What are some examples of practical use cases for a platform like this? What are the benefits of this SDR platform compared to other solutions?




A few practical use cases that are not easily covered by similar platforms:

1) Direction finding thanks to the 8x 153 MSPS ADCs and coherent clocks.

2) Mixed domain analyzer: have one daughterboard act as a RF receiver, and at the same time sample an analogue voltage with the other one. This is a capability reserved to the most expensive of test equipment and lets you analyze how a RF switch is behaving (or do side channel attacks?).

3) Sample almost 600 MHz of bandwidth in real time, use the powerful DSP core to run FFTs on it and send the results over to a browser that implements a RTSA display. This lets you have a real-time view of the spectrum around you for just a few watts. Thanks to the double-PPLs on the Granita board, you can also sweep the spectrum very fast.

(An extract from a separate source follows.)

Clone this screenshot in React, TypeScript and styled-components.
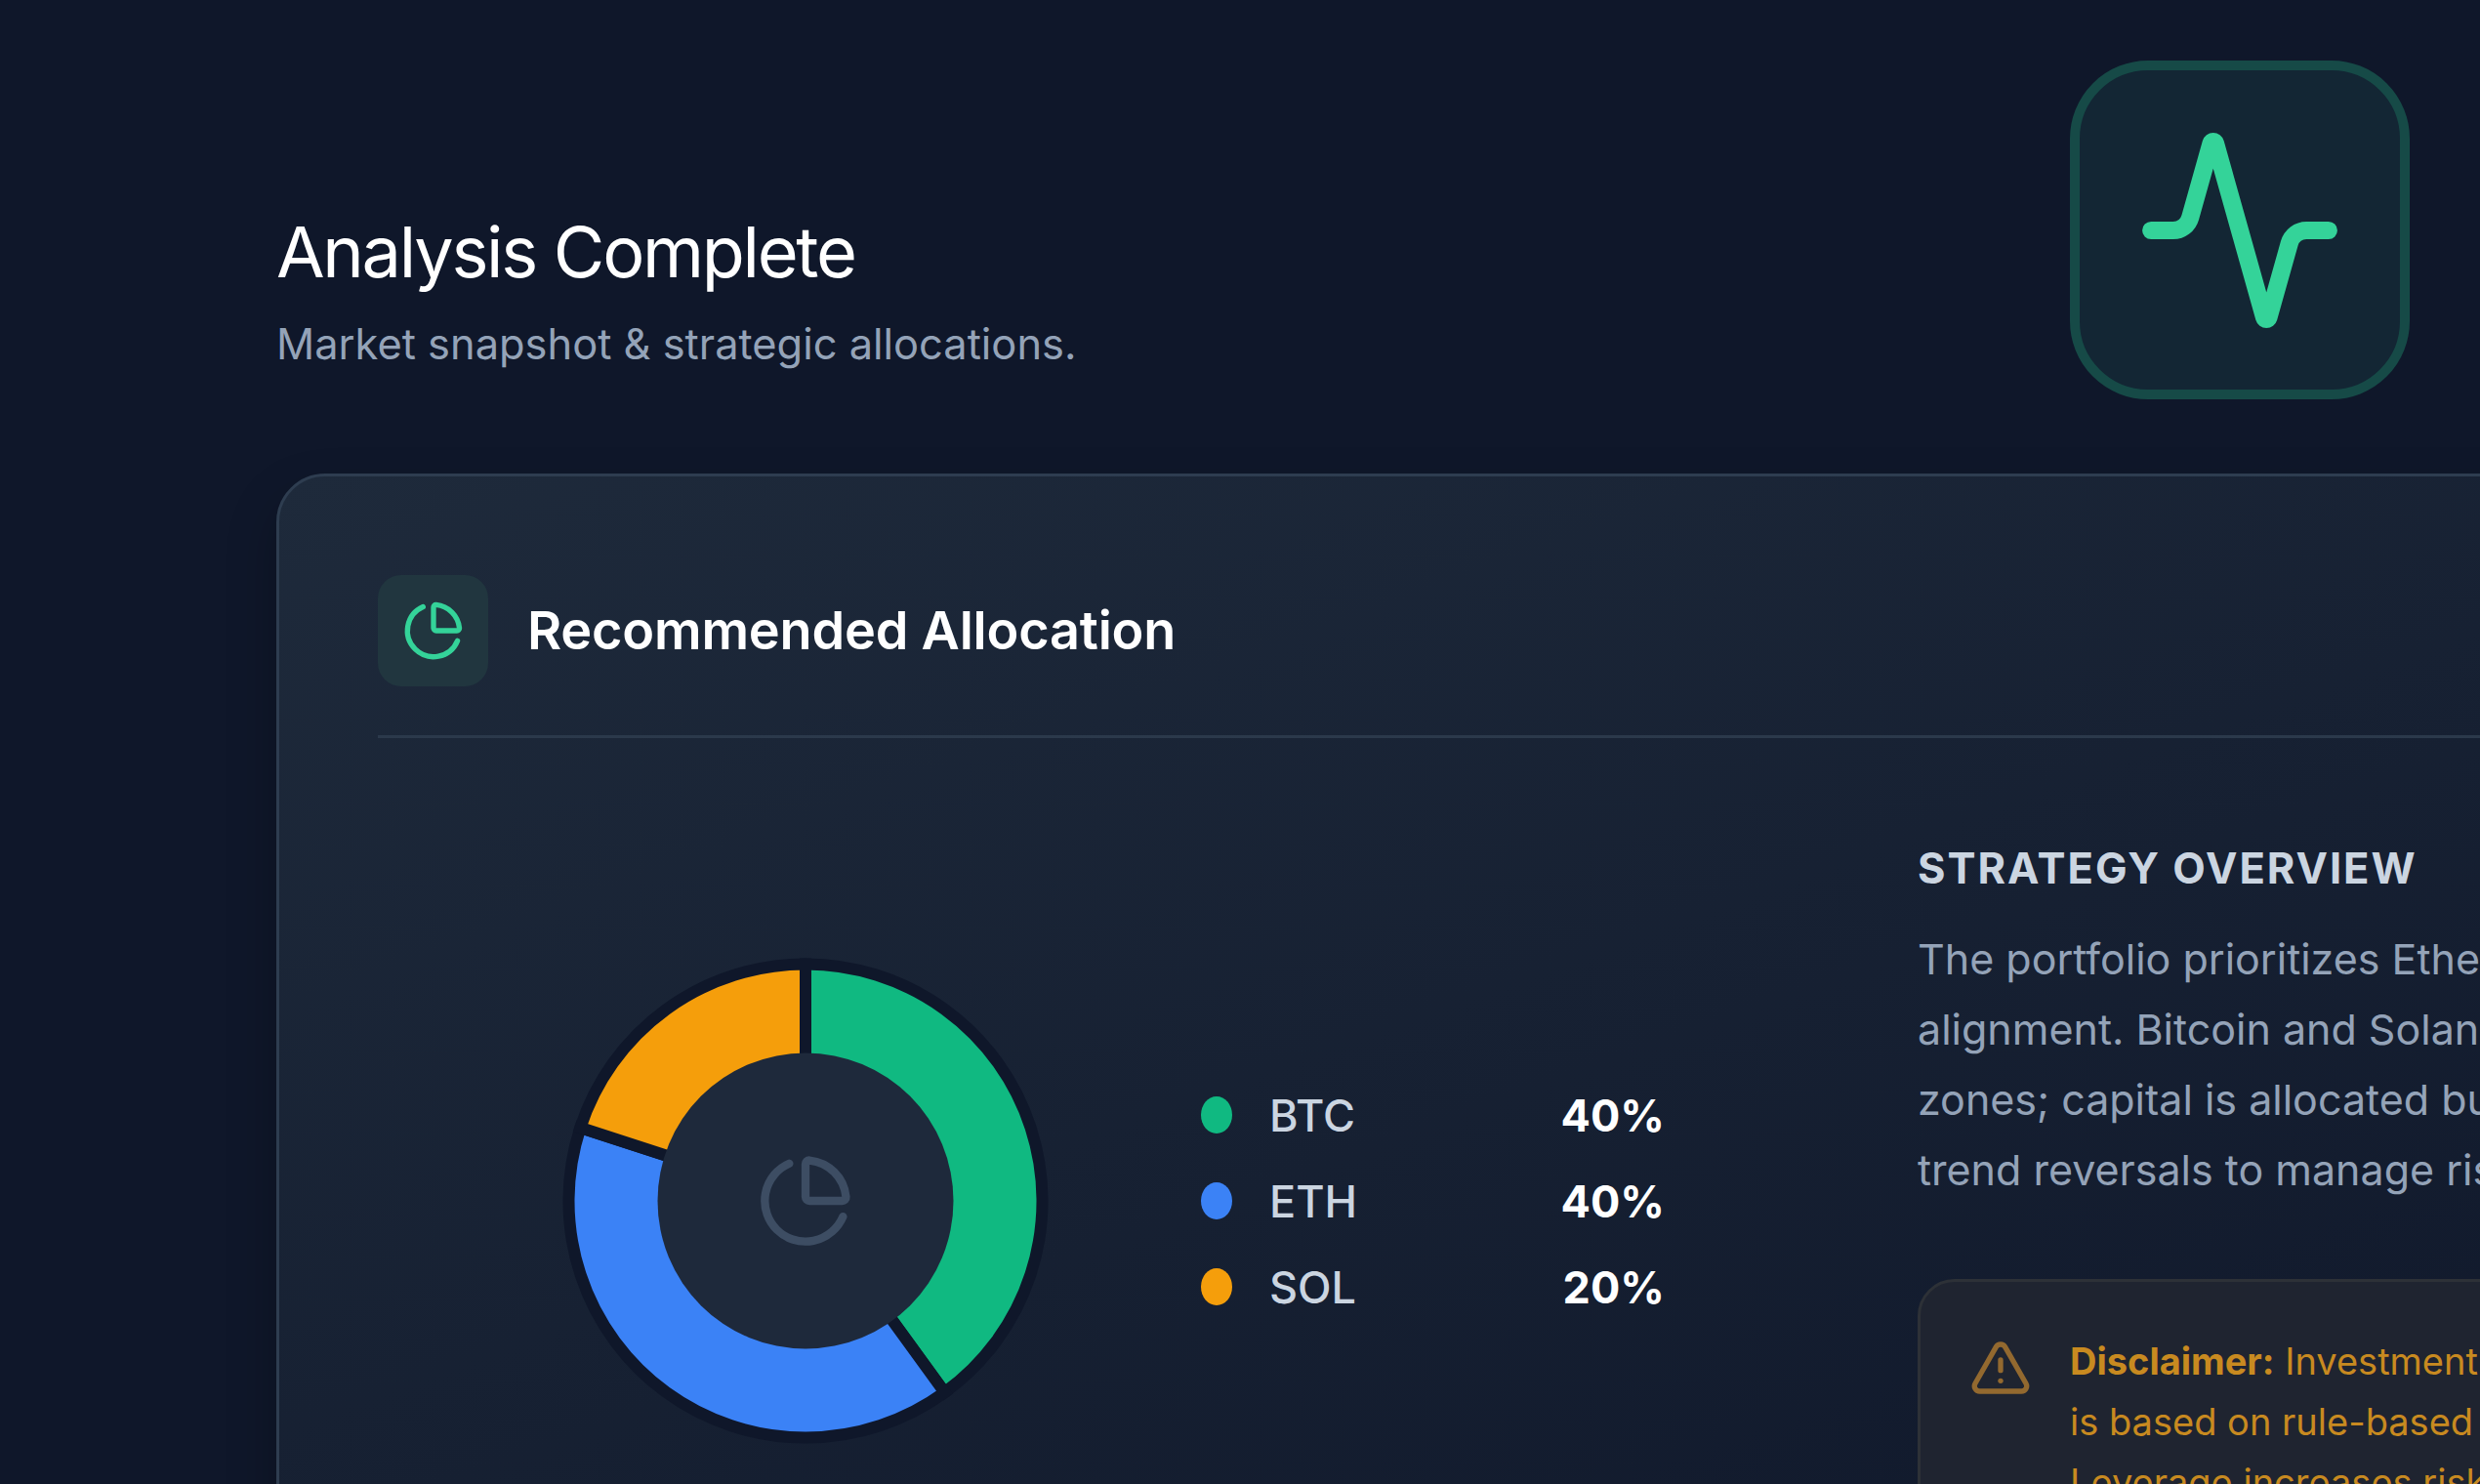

4) There is enough processing power onboard to enable RFNM as a 5G RedCap node. We are working with NXP to add an eSIM, so with the right software, this can become a fully-functional 5G UE and connect to the normal cell network. Don't care about 5G? You can write your own standard and deploy it on the same hardware (the limitation here is having access to NXP's DSP development tools, which might limit the processing to the beefy i.MX 8M Plus, but some cores will be available as binaries).

5) Technically, anything requiring an insane amount of ADCs and DACs. You can implement your own board, as the heavy lifting (the motherboard) is already done for you. You could prototype something easily with the development board that's on the website and turn it into a real design within weeks.


Does this offer 4x RX and 4 TX channels? Or is it 8x RX channels? Is each individual channel capable of MSPS?


8x ADCs and 2x ADCs @ 153 MSPS -> 4x RX I/Q pairs and 1x TX I/Q pair. The way the math works, you can sample a 153 MHz signal at 153 MSPS using I/Q, or you can use each ADC line to sample at nyquist, and in that case you get 8x RF channels, each sampling 80 MHz at most. All untested, of course.


Once Arctic Semi puts the Granita into normal commercial production, what do you guess the 1ku pricing to be?


Typo: Is each RX channel capable of 153 MSPS?


Tons of applications and uses in electronic warfare and electronic intelligence gathering.

Also forms a lot of the basis of RADAR, though that's a separate use case.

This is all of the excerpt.